◆ **DIRECTIONS FOR THIS TASK**
Starting with the first line of the listing, quote each line exactly until and including the one with "const levels = [2, 3, 4, 5, 6, 7, 8, 9];", leaving pictures out.

◆ **STORED DATA**
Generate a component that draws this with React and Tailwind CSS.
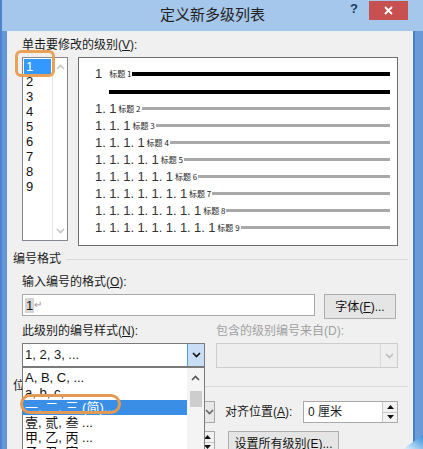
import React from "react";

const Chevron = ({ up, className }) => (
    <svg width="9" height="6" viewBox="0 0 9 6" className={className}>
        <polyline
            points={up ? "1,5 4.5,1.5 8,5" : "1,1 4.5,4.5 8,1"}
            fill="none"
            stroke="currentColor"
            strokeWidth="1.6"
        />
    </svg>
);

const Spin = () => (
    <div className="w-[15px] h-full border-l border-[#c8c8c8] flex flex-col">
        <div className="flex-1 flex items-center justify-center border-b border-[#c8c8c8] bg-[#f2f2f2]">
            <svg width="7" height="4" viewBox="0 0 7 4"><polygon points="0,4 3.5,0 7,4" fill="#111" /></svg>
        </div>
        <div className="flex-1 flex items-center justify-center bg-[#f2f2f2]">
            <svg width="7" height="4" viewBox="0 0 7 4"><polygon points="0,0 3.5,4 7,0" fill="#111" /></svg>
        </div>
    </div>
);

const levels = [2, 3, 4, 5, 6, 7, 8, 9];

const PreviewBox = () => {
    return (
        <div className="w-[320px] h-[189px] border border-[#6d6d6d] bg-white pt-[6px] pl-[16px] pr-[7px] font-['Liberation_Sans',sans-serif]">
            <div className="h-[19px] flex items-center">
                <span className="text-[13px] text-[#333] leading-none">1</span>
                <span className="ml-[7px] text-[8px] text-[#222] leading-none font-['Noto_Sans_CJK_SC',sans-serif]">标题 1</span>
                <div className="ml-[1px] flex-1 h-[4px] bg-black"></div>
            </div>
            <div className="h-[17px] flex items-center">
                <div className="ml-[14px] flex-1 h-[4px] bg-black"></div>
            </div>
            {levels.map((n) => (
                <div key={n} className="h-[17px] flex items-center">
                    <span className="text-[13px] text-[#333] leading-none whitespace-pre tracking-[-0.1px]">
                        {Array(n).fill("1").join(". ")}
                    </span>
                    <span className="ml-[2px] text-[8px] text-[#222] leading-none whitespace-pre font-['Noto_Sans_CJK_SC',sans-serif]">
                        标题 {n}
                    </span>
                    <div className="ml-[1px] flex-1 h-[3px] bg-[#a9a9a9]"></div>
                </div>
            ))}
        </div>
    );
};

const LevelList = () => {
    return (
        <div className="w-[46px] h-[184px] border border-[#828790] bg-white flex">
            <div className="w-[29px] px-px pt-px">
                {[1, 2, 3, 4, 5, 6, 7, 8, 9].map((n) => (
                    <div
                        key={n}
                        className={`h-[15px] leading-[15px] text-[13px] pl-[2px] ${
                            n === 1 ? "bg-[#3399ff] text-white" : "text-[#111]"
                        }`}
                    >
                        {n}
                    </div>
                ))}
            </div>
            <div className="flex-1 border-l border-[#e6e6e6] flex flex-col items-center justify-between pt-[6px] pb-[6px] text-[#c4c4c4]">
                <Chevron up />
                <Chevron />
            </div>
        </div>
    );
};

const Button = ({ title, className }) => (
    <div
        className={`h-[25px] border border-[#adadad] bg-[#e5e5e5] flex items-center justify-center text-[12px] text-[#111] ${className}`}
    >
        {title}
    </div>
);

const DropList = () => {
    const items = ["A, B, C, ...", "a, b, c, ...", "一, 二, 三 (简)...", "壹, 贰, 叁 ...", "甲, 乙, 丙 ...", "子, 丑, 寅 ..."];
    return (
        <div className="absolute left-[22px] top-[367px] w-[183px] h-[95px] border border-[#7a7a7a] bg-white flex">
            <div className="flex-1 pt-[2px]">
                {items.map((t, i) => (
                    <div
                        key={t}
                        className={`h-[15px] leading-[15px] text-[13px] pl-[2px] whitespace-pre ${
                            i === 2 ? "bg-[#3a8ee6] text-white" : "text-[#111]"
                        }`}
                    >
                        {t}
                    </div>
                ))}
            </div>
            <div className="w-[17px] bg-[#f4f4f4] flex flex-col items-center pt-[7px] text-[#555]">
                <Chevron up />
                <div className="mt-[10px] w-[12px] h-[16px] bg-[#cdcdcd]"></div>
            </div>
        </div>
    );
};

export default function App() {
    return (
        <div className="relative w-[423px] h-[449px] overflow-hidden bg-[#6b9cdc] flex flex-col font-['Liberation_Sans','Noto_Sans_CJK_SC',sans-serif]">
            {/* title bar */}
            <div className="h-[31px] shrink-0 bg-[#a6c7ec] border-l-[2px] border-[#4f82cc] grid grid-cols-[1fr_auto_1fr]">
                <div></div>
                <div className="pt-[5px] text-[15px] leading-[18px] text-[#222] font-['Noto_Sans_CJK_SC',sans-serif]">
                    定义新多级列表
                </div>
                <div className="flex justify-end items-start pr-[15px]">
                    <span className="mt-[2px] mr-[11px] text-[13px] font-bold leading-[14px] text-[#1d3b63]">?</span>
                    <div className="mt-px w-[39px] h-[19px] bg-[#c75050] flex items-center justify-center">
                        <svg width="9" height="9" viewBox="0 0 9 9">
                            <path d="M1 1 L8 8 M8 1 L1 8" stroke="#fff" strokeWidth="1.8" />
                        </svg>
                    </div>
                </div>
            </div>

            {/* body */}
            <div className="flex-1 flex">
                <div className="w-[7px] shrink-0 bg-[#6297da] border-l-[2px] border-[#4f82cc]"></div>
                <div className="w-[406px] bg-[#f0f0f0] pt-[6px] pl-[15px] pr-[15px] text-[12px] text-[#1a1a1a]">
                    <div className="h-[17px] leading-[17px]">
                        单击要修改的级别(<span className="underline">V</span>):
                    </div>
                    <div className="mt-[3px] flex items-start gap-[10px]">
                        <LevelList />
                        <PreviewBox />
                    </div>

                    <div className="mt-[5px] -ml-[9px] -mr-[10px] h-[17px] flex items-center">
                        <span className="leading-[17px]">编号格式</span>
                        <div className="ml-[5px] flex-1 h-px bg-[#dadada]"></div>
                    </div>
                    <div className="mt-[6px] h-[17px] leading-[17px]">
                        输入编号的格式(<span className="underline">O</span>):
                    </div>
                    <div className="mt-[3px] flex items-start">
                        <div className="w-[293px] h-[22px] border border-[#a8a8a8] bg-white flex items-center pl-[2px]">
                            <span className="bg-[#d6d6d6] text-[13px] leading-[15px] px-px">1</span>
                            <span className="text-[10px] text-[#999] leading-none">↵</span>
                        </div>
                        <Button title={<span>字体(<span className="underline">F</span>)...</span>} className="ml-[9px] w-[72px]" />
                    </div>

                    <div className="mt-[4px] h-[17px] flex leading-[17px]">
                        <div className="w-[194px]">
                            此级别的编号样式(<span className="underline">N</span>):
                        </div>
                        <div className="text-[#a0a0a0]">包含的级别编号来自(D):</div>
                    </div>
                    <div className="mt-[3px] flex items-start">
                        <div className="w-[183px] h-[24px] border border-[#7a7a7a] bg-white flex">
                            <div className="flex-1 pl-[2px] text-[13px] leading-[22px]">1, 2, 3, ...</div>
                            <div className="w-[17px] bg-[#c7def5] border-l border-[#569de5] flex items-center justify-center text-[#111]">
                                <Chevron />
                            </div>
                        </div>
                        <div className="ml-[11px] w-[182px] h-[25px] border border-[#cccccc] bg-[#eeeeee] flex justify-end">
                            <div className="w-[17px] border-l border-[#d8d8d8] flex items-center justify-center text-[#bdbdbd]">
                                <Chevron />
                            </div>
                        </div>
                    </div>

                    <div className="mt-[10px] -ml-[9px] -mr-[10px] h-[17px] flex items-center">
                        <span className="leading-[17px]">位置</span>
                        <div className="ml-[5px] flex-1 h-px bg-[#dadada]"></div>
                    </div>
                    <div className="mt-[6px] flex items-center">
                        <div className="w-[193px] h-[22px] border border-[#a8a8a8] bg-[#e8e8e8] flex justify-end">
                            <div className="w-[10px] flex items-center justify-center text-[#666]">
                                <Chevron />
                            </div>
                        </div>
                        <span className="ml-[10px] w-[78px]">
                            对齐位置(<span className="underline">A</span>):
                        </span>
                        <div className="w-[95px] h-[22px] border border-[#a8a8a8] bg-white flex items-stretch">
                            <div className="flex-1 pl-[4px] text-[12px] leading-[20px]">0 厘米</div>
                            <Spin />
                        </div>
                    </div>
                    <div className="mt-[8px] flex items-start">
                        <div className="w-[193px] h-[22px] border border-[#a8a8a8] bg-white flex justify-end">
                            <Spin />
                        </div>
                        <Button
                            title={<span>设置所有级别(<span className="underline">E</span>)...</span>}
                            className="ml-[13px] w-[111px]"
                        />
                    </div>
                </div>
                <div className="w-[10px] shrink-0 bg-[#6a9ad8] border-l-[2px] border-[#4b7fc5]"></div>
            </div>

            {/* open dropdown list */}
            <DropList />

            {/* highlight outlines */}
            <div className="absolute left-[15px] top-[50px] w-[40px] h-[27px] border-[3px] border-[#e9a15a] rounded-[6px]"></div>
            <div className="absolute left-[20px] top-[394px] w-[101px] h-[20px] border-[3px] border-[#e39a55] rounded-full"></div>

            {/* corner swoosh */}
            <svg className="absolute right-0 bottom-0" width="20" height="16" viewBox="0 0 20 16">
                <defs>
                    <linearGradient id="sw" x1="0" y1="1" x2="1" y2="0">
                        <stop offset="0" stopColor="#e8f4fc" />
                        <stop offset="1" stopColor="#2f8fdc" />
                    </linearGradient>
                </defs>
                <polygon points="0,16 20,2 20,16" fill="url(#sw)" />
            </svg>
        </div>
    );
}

◆ **EXERCISE SOLUTION**
Generate a component that draws this with React and Tailwind CSS.
import React from "react";

const Chevron = ({ up, className }) => (
    <svg width="9" height="6" viewBox="0 0 9 6" className={className}>
        <polyline
            points={up ? "1,5 4.5,1.5 8,5" : "1,1 4.5,4.5 8,1"}
            fill="none"
            stroke="currentColor"
            strokeWidth="1.6"
        />
    </svg>
);

const Spin = () => (
    <div className="w-[15px] h-full border-l border-[#c8c8c8] flex flex-col">
        <div className="flex-1 flex items-center justify-center border-b border-[#c8c8c8] bg-[#f2f2f2]">
            <svg width="7" height="4" viewBox="0 0 7 4"><polygon points="0,4 3.5,0 7,4" fill="#111" /></svg>
        </div>
        <div className="flex-1 flex items-center justify-center bg-[#f2f2f2]">
            <svg width="7" height="4" viewBox="0 0 7 4"><polygon points="0,0 3.5,4 7,0" fill="#111" /></svg>
        </div>
    </div>
);

const levels = [2, 3, 4, 5, 6, 7, 8, 9];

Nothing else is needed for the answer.